Dennis “Sprangalang” Hall is one of the most memorable laugh tracks of our lives. He only had to walk on stage, settle the ever-present towel on his shoulder and open his eyes wide to send audiences into gales of laughter. He was an original and yet another artiste who, on the scales of life, gave us more than we gave him.
His gift for comedy came from a perceptive intelligence and cutting insight into the Trinbagonian personality, in particular, and Caribbean life in general. His act was built on unvarnished truths delivered with a deadpan humour, self-deprecating understatement, a lashing picong and a comic timing supplemented by eyes with a vocabulary of their own. His language of invented words and phrases constituted a unique dictionary with terms like “starvishment” and “watch yuh contents” that we understood instinctively.

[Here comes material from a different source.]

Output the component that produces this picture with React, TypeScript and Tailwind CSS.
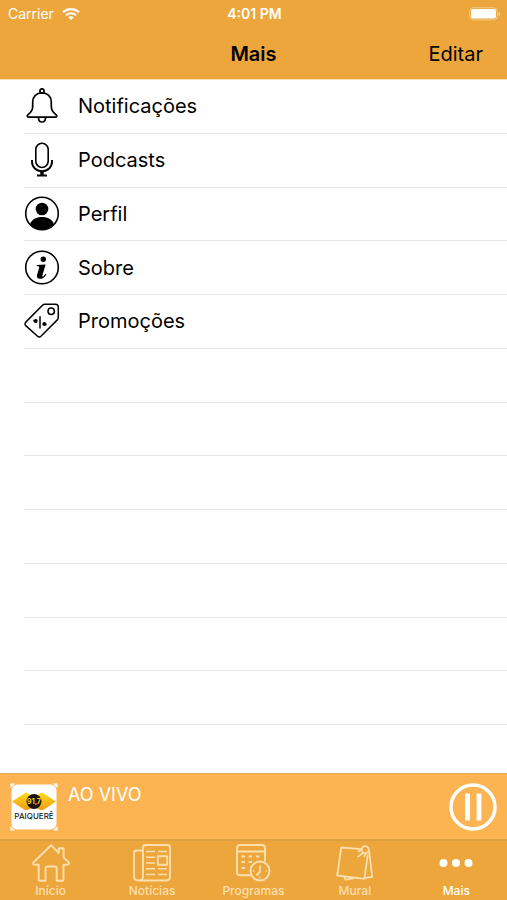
import type { ReactNode } from "react";

function BellIcon() {
  return (
    <svg className="size-9" viewBox="0 0 36 36" fill="none" stroke="#000" strokeWidth="1.700" strokeLinejoin="round" aria-hidden="true">
      <circle cx="18" cy="2.900" r="2.100" />
      <path d="M18 4.800c-5.500 0-9.300 3.700-9.300 9.200v4.500c0 4-2 6.200-4.600 8.100-1.500 1.300-1 2.600.5 2.600h26.800c1.500 0 2-1.300.5-2.600-2.600-1.900-4.600-4.100-4.600-8.100V14c0-5.500-3.800-9.200-9.300-9.200z" />
      <path d="M14.500 29.700c0 2.600 1.500 4.300 3.500 4.300s3.500-1.700 3.500-4.300" />
    </svg>
  );
}

function MicIcon() {
  return (
    <svg className="size-9" viewBox="0 0 36 36" fill="none" stroke="#000" strokeWidth="1.600" aria-hidden="true">
      <rect x="11.800" y="1.300" width="12.400" height="24.200" rx="6.200" />
      <path d="M8 18v1.500c0 5.700 4.200 9.700 10 9.700s10-4 10-9.700V18" strokeWidth="1.900" />
      <path d="M18 29.500v4" strokeWidth="3.500" />
      <path d="M13 33.500h10" strokeWidth="2" />
    </svg>
  );
}

function ProfileIcon() {
  return (
    <svg className="size-9" viewBox="0 0 36 36" aria-hidden="true">
      <circle cx="18" cy="17.500" r="16.300" fill="none" stroke="#000" strokeWidth="1.600" />
      <circle cx="18" cy="13" r="6.300" />
      <path d="M6.200 28c1.500-4.700 6-7 11.800-7s10.300 2.300 11.800 7c-3 3.600-7.200 5.800-11.800 5.800S9.200 31.600 6.200 28z" />
    </svg>
  );
}

function InfoIcon() {
  return (
    <svg className="size-9" viewBox="0 0 36 36" aria-hidden="true">
      <circle cx="18" cy="17.500" r="16.300" fill="none" stroke="#000" strokeWidth="1.600" />
      <circle cx="19.300" cy="9.200" r="2.700" />
      <path d="M12.800 15l8.800-.6-3.200 11c-.3 1.200.3 1.300 1 .8.800-.6 1.500-1.500 2.200-2.400l.8.600c-1.900 3.100-3.900 4.400-6.200 4.400-2.700 0-3.800-1.500-3.200-3.700l2.200-7.300c.3-1.300-.2-1.700-2.400-1.800z" />
    </svg>
  );
}

function TagIcon() {
  return (
    <svg className="size-9" viewBox="0 0 36 36" fill="none" stroke="#000" strokeWidth="1.500" strokeLinejoin="round" aria-hidden="true">
      <path d="M21 1.200h10.500c1.700 0 2.800 1.100 2.800 2.800v10.500c0 1-.3 1.700-1 2.400L17.200 33c-1.300 1.200-2.700 1.200-3.900 0L2 22.900c-1.300-1.200-1.300-2.800 0-4L18.500 2.200c.7-.7 1.500-1 2.500-1z" />
      <circle cx="27.200" cy="8.300" r="3.200" />
      <path d="M16 13.300v12.300" />
      <circle cx="11.700" cy="18" r="2" fill="#000" stroke="none" />
      <circle cx="20.300" cy="21" r="2" fill="#000" stroke="none" />
      <path d="M9.300 17.400l2 .6M20.300 21l2.300.7" />
    </svg>
  );
}

function HomeIcon() {
  return (
    <svg className="h-10 w-10" viewBox="0 0 40 40" fill="none" stroke="currentColor" strokeWidth="1.900" strokeLinejoin="round" aria-hidden="true">
      <path d="M20 2.200L2.400 19.500c-.7 1.300 0 2.200 1.300 2.200h4v15c0 .7.400 1 1 1h5.800V25.500c0-1.300.8-2 2-2h7.200c1.300 0 2 .7 2 2v12.200h5.800c.7 0 1-.4 1-1v-15h4c1.300 0 2-.9 1.300-2.200L32.600 14.500V5.200h-4.800V10z" />
    </svg>
  );
}

function NewsIcon() {
  return (
    <svg className="h-10 w-10" viewBox="0 0 40 40" fill="none" stroke="currentColor" strokeWidth="1.900" strokeLinejoin="round" aria-hidden="true">
      <path d="M11 33.500V4.500c0-1.600 1-2.500 2.500-2.500h22c1.600 0 2.500 1 2.500 2.500v29c0 2.500-1.500 4-4 4H6c-2.500 0-4-1.500-4-4V10c0-1.700 1-2.500 2.500-2.500H10" />
      <path d="M11 33c0 2.500-1.200 4.500-3.500 4.500" />
      <path d="M14 8.500h9M14 14.200h9M14 20h9M14 25.800h9M14 31.500h9M26 8.500h9M26 25.800h9M26 31.500h9" strokeWidth="1.600" />
      <rect x="25.800" y="13.200" width="9.400" height="8.600" />
    </svg>
  );
}

function CalendarIcon() {
  return (
    <svg className="h-10 w-10" viewBox="0 0 40 40" fill="none" stroke="currentColor" strokeWidth="1.900" strokeLinejoin="round" aria-hidden="true">
      <path d="M18 32.300H7c-2 0-3-1-3-3V5c0-2 1-3 3-3h22c2 0 3 1 3 3v13.500M4 8.500h28" />
      <path d="M8.500 13.500H12M15.500 13.500H19M23 13.500h3.500M8.500 19H12M15.500 19H19M8.500 25H12" strokeWidth="1.800" />
      <circle cx="27" cy="28" r="9.500" />
      <path d="M27 22.500v6l-3.500 4" />
      <path d="M19.500 28h2M32.500 28h2M27 33.500v2" strokeWidth="1.200" />
    </svg>
  );
}

function NotesIcon() {
  return (
    <svg className="h-10 w-10" viewBox="0 0 40 40" fill="none" stroke="currentColor" strokeWidth="1.800" strokeLinejoin="round" strokeLinecap="round" aria-hidden="true">
      <path d="M26 6.200L6.200 4.500 2.200 32.500l27.200 3.300 3.300-23.500" />
      <path d="M9.500 34.200l.8 2.500 8-1.300M34 7.500l3.200 26.300-6.800 1" />
      <circle cx="30.200" cy="6.700" r="3.500" />
      <path d="M28.500 9.800l-5.300 3.700M23.500 8.500l3-1.500M30.500 10.500l-1 3" />
    </svg>
  );
}

function MoreIcon() {
  return (
    <svg className="h-10 w-10" viewBox="0 0 40 40" fill="currentColor" aria-hidden="true">
      <circle cx="7.500" cy="20" r="4" />
      <circle cx="20" cy="20" r="4" />
      <circle cx="32.500" cy="20" r="4" />
    </svg>
  );
}

function WifiIcon() {
  return (
    <svg className="h-3 w-[18px]" viewBox="0 0 18 12" fill="none" stroke="#fff" strokeWidth="2.200" aria-label="Wi-Fi">
      <path d="M1 4.300c4.600-4.200 11.400-4.200 16 0M4 7.300c2.900-2.600 7.100-2.600 10 0" />
      <path d="M9 12L6.200 9.300c1.600-1.500 4-1.500 5.600 0z" fill="#fff" stroke="none" />
    </svg>
  );
}

function BatteryIcon() {
  return (
    <svg className="h-[14px] w-8" viewBox="0 0 32 14" aria-label="Battery">
      <rect x=".7" y=".7" width="27.600" height="12.200" rx="3.500" fill="none" stroke="#fff" strokeOpacity=".4" />
      <rect x="2" y="2" width="25" height="9.600" rx="2" fill="#fff" />
      <path d="M29.500 5v4c1.200-.4 1.800-1.100 1.800-2s-.6-1.600-1.800-2z" fill="#fff" fillOpacity=".45" />
    </svg>
  );
}

function StationLogo() {
  return (
    <svg className="size-12" viewBox="0 0 48 48" role="img" aria-label="Paiquerê 91,7">
      <defs>
        <linearGradient id="wing" x1="0" y1="0" x2="0" y2="1">
          <stop offset="0" stopColor="#ffdc1c" />
          <stop offset="1" stopColor="#ee9a13" />
        </linearGradient>
      </defs>
      <path d="M.5.500h4.500L.5 5zM47.500.500V5L43 .5zM.5 47.500V43L5 47.500zM47.500 47.500H43l4.500-4.500z" fill="#fff" />
      <rect x="1.500" y="1.500" width="45" height="45" rx="6" fill="#fff" />
      <path d="M2 18.500L14 10.500c2-1.200 3.500-.5 5 .5l5 2.500 5-2.500c1.500-1 3-1.700 5-.5l12 8L34 26.500c-2 1.200-3.500.8-5-.2l-5-2.500-5 2.500c-1.500 1-3 1.400-5 .2z" fill="url(#wing)" />
      <circle cx="24" cy="18.500" r="7.500" fill="#17150d" />
      <text x="24" y="21" textAnchor="middle" fontSize="7" fontWeight="700" fontFamily="Inter, sans-serif" fill="#f5cf22">91,7</text>
      <text x="24" y="36" textAnchor="middle" fontSize="8" fontWeight="500" fontFamily="Inter, sans-serif" fill="#222">PAIQUERÊ</text>
    </svg>
  );
}

function PauseIcon() {
  return (
    <svg className="size-12" viewBox="0 0 48 48" fill="none" stroke="#fff" aria-hidden="true">
      <circle cx="24" cy="24" r="22" strokeWidth="3.500" />
      <path d="M18.500 10.500v27M30 10.500v27" strokeWidth="4.800" />
    </svg>
  );
}

const items: { label: string; icon: ReactNode }[] = [
  { label: "Notificações", icon: <BellIcon /> },
  { label: "Podcasts", icon: <MicIcon /> },
  { label: "Perfil", icon: <ProfileIcon /> },
  { label: "Sobre", icon: <InfoIcon /> },
  { label: "Promoções", icon: <TagIcon /> },
];

const emptyRows = [1, 2, 3, 4, 5, 6, 7];

const tabs: { label: string; icon: ReactNode; active?: boolean }[] = [
  { label: "Início", icon: <HomeIcon /> },
  { label: "Notícias", icon: <NewsIcon /> },
  { label: "Programas", icon: <CalendarIcon /> },
  { label: "Mural", icon: <NotesIcon /> },
  { label: "Mais", icon: <MoreIcon />, active: true },
];

export default function App() {
  return (
    <div className="flex min-h-screen flex-col bg-white font-['Inter',sans-serif] text-black">
      <header className="border-b border-[#fae0b4] bg-[#eda63c]">
        <div className="grid h-7 grid-cols-3 items-center pr-[6px] pl-2 text-white">
          <div className="flex items-center gap-2 text-sm">
            <span>Carrier</span>
            <WifiIcon />
          </div>
          <span className="text-center text-sm font-semibold">4:01 PM</span>
          <div className="flex justify-end">
            <BatteryIcon />
          </div>
        </div>
        <div className="grid h-[51px] grid-cols-3 items-center px-6 text-xl">
          <h1 className="col-start-2 text-center font-semibold">Mais</h1>
          <button type="button" className="justify-self-end">Editar</button>
        </div>
      </header>

      <main className="flex-1">
        <ul className="grid h-[645px] grid-rows-12 pl-6">
          {items.map((item) => (
            <li key={item.label} className="border-b border-[#e6e6e6]">
              <button type="button" className="flex h-full w-full items-center gap-[18px] text-left text-xl">
                {item.icon}
                <span>{item.label}</span>
              </button>
            </li>
          ))}
          {emptyRows.map((row) => (
            <li key={row} aria-hidden="true" className="border-b border-[#e6e6e6]" />
          ))}
        </ul>
      </main>

      <section className="flex h-[66px] items-center justify-between border-t border-[#dfa75a] bg-[#fbb451] px-[10px] text-white">
        <div className="flex items-start gap-[10px]">
          <StationLogo />
          <span className="text-lg leading-6">AO VIVO</span>
        </div>
        <button type="button" aria-label="Pausar">
          <PauseIcon />
        </button>
      </section>

      <nav className="grid h-[61px] grid-cols-5 border-t-2 border-[#dc9f42] bg-[#eda63c]">
        {tabs.map((tab) => (
          <a
            key={tab.label}
            href="#"
            aria-current={tab.active ? "page" : undefined}
            className={
              tab.active
                ? "flex flex-col items-center pt-[2px] text-xs font-medium text-white"
                : "flex flex-col items-center pt-[2px] text-xs font-medium text-[#fbdfae]"
            }
          >
            {tab.icon}
            <span>{tab.label}</span>
          </a>
        ))}
      </nav>
    </div>
  );
}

He first burst into our living rooms in 1985 on Banyan’s television show, Gayelle, in the Cultural Sprangalang segment playing Draxi the quizmaster, testing our knowledge about our culture. He had gone to Gayelle with his older brother, the playwright Tony Hall, who passed away quite suddenly five months ago. Even before that, however, the Hall brothers from San Fernando were already on the path that would define the rest of their lives as artistes committed to the development of the arts grounded in indigenous expression.
Dennis Hall explored every performance avenue available to him as comedian, calypsonian, composer, actor, MC, producer and cultural historian. His career horizon broadened when he was cast in the Canadian TV series Lord Have Mercy, co-created and directed by Frances-Anne Solomon, a film-maker with Trinidadian roots. The two worked again in Solomon’s A Winter Tale, a feature film set in Canada.
Like his brother and so many others, Dennis Hall lived for the arts even if he didn’t always make a living from it. He was part of a community of Caribbean performers who trekked through the diaspora, searching out opportunity, establishing links and creating markets for their work to break through the limitations at home.
The passing of every talented artiste feels like a deep loss not only because of their absence, but because they leave us with the hollow feeling of a debt unpaid. It is a story repeated over and over as we watch some of our greatest talents die in penury and without due honour. Others simply crash and burn for lack of financial viability in a system that places minimal value on the creative imagination.
It is a sad irony that as Hall was breathing his last hours on Thursday, Gayelle, the TV station born out of the TV show, and its owner Errol Fabien, Hall’s long-time colleague, were being evicted from their building in St Joseph. We can only hope that somehow he departed yesterday knowing that, against the usual odds, the spirit of our people had rallied to the cause and saved it. For all that he meant to us, we thank Dennis “Sprangalang” Hall.
Our deepest condolences to his wife, Natasha, and family.